-- begin --

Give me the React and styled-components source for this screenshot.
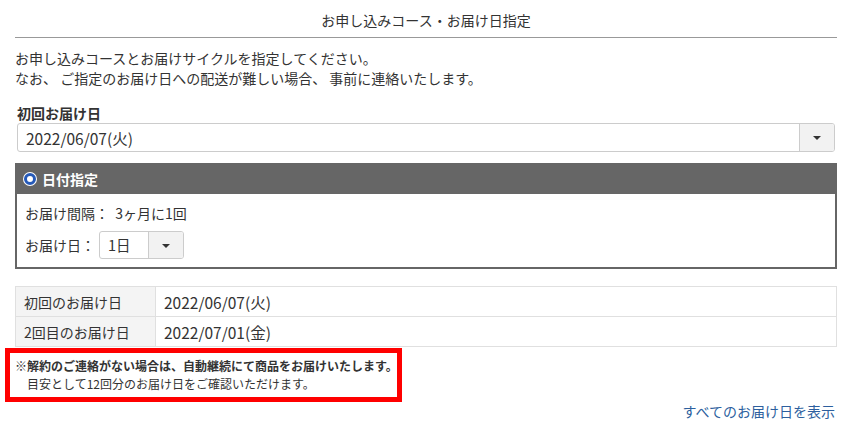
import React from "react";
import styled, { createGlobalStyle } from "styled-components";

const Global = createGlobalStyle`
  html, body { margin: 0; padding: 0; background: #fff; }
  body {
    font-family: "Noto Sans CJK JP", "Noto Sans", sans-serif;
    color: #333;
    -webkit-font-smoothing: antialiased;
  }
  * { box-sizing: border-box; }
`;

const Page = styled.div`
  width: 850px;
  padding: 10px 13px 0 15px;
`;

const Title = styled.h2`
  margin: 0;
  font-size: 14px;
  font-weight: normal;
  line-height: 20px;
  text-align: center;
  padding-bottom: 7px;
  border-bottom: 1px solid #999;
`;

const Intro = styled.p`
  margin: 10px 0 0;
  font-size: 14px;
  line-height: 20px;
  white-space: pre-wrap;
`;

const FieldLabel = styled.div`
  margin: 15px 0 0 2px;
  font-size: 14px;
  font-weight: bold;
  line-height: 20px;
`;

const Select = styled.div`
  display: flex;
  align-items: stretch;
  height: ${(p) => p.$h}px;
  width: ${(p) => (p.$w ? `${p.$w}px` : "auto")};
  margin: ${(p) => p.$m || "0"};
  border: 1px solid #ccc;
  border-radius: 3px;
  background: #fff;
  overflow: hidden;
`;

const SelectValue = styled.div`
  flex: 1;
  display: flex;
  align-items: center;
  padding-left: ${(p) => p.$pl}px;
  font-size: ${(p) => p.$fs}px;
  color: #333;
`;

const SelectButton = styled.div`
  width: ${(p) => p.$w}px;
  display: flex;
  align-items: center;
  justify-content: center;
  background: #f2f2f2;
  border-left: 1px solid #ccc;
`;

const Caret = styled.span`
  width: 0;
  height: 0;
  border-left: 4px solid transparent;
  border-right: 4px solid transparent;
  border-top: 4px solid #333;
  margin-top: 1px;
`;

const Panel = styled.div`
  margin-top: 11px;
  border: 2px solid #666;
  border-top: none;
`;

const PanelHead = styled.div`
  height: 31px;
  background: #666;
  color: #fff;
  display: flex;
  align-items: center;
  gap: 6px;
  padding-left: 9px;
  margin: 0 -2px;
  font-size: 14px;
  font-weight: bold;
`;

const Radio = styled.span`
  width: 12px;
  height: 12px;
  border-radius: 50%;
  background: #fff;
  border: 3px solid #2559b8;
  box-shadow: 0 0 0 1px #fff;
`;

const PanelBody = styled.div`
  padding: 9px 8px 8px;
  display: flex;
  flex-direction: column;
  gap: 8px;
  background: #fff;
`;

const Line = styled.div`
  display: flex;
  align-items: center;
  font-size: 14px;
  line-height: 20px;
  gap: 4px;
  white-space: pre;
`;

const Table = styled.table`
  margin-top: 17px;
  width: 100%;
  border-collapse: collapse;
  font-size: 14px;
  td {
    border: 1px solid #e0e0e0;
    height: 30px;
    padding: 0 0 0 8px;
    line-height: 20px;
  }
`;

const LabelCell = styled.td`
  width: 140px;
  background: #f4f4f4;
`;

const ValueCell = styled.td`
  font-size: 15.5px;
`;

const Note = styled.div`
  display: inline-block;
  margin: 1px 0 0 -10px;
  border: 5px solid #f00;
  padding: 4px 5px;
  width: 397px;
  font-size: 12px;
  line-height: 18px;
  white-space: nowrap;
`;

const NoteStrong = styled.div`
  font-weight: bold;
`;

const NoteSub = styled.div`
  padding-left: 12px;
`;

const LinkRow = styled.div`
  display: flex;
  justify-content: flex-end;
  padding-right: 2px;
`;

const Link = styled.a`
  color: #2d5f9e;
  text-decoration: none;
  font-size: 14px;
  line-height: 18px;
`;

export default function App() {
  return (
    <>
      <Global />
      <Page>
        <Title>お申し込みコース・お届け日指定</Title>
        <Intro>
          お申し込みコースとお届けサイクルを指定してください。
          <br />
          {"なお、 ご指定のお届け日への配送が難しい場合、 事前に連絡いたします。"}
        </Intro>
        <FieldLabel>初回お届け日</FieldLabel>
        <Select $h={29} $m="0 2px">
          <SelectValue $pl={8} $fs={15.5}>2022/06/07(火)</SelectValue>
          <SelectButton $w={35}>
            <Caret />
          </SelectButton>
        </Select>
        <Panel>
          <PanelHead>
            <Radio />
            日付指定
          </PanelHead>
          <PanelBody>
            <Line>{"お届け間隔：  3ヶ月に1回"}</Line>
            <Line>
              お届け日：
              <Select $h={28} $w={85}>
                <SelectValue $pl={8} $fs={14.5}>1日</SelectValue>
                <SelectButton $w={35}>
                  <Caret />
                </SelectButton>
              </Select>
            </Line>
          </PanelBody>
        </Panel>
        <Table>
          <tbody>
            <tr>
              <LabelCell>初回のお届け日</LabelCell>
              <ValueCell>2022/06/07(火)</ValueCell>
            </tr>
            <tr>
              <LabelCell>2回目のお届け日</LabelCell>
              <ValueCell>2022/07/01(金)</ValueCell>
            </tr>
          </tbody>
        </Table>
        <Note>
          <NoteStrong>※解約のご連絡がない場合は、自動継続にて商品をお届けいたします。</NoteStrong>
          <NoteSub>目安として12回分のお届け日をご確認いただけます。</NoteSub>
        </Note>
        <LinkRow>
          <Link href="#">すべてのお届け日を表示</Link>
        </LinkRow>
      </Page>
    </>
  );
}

-- end --

• Work to do:
From the data above, write out everything exactly except the pictures.

• The solution:
Give me the React and styled-components source for this screenshot.
import React from "react";
import styled, { createGlobalStyle } from "styled-components";

const Global = createGlobalStyle`
  html, body { margin: 0; padding: 0; background: #fff; }
  body {
    font-family: "Noto Sans CJK JP", "Noto Sans", sans-serif;
    color: #333;
    -webkit-font-smoothing: antialiased;
  }
  * { box-sizing: border-box; }
`;

const Page = styled.div`
  width: 850px;
  padding: 10px 13px 0 15px;
`;

const Title = styled.h2`
  margin: 0;
  font-size: 14px;
  font-weight: normal;
  line-height: 20px;
  text-align: center;
  padding-bottom: 7px;
  border-bottom: 1px solid #999;
`;

const Intro = styled.p`
  margin: 10px 0 0;
  font-size: 14px;
  line-height: 20px;
  white-space: pre-wrap;
`;

const FieldLabel = styled.div`
  margin: 15px 0 0 2px;
  font-size: 14px;
  font-weight: bold;
  line-height: 20px;
`;

const Select = styled.div`
  display: flex;
  align-items: stretch;
  height: ${(p) => p.$h}px;
  width: ${(p) => (p.$w ? `${p.$w}px` : "auto")};
  margin: ${(p) => p.$m || "0"};
  border: 1px solid #ccc;
  border-radius: 3px;
  background: #fff;
  overflow: hidden;
`;

const SelectValue = styled.div`
  flex: 1;
  display: flex;
  align-items: center;
  padding-left: ${(p) => p.$pl}px;
  font-size: ${(p) => p.$fs}px;
  color: #333;
`;

const SelectButton = styled.div`
  width: ${(p) => p.$w}px;
  display: flex;
  align-items: center;
  justify-content: center;
  background: #f2f2f2;
  border-left: 1px solid #ccc;
`;

const Caret = styled.span`
  width: 0;
  height: 0;
  border-left: 4px solid transparent;
  border-right: 4px solid transparent;
  border-top: 4px solid #333;
  margin-top: 1px;
`;

const Panel = styled.div`
  margin-top: 11px;
  border: 2px solid #666;
  border-top: none;
`;

const PanelHead = styled.div`
  height: 31px;
  background: #666;
  color: #fff;
  display: flex;
  align-items: center;
  gap: 6px;
  padding-left: 9px;
  margin: 0 -2px;
  font-size: 14px;
  font-weight: bold;
`;

const Radio = styled.span`
  width: 12px;
  height: 12px;
  border-radius: 50%;
  background: #fff;
  border: 3px solid #2559b8;
  box-shadow: 0 0 0 1px #fff;
`;

const PanelBody = styled.div`
  padding: 9px 8px 8px;
  display: flex;
  flex-direction: column;
  gap: 8px;
  background: #fff;
`;

const Line = styled.div`
  display: flex;
  align-items: center;
  font-size: 14px;
  line-height: 20px;
  gap: 4px;
  white-space: pre;
`;

const Table = styled.table`
  margin-top: 17px;
  width: 100%;
  border-collapse: collapse;
  font-size: 14px;
  td {
    border: 1px solid #e0e0e0;
    height: 30px;
    padding: 0 0 0 8px;
    line-height: 20px;
  }
`;

const LabelCell = styled.td`
  width: 140px;
  background: #f4f4f4;
`;

const ValueCell = styled.td`
  font-size: 15.5px;
`;

const Note = styled.div`
  display: inline-block;
  margin: 1px 0 0 -10px;
  border: 5px solid #f00;
  padding: 4px 5px;
  width: 397px;
  font-size: 12px;
  line-height: 18px;
  white-space: nowrap;
`;

const NoteStrong = styled.div`
  font-weight: bold;
`;

const NoteSub = styled.div`
  padding-left: 12px;
`;

const LinkRow = styled.div`
  display: flex;
  justify-content: flex-end;
  padding-right: 2px;
`;

const Link = styled.a`
  color: #2d5f9e;
  text-decoration: none;
  font-size: 14px;
  line-height: 18px;
`;

export default function App() {
  return (
    <>
      <Global />
      <Page>
        <Title>お申し込みコース・お届け日指定</Title>
        <Intro>
          お申し込みコースとお届けサイクルを指定してください。
          <br />
          {"なお、 ご指定のお届け日への配送が難しい場合、 事前に連絡いたします。"}
        </Intro>
        <FieldLabel>初回お届け日</FieldLabel>
        <Select $h={29} $m="0 2px">
          <SelectValue $pl={8} $fs={15.5}>2022/06/07(火)</SelectValue>
          <SelectButton $w={35}>
            <Caret />
          </SelectButton>
        </Select>
        <Panel>
          <PanelHead>
            <Radio />
            日付指定
          </PanelHead>
          <PanelBody>
            <Line>{"お届け間隔：  3ヶ月に1回"}</Line>
            <Line>
              お届け日：
              <Select $h={28} $w={85}>
                <SelectValue $pl={8} $fs={14.5}>1日</SelectValue>
                <SelectButton $w={35}>
                  <Caret />
                </SelectButton>
              </Select>
            </Line>
          </PanelBody>
        </Panel>
        <Table>
          <tbody>
            <tr>
              <LabelCell>初回のお届け日</LabelCell>
              <ValueCell>2022/06/07(火)</ValueCell>
            </tr>
            <tr>
              <LabelCell>2回目のお届け日</LabelCell>
              <ValueCell>2022/07/01(金)</ValueCell>
            </tr>
          </tbody>
        </Table>
        <Note>
          <NoteStrong>※解約のご連絡がない場合は、自動継続にて商品をお届けいたします。</NoteStrong>
          <NoteSub>目安として12回分のお届け日をご確認いただけます。</NoteSub>
        </Note>
        <LinkRow>
          <Link href="#">すべてのお届け日を表示</Link>
        </LinkRow>
      </Page>
    </>
  );
}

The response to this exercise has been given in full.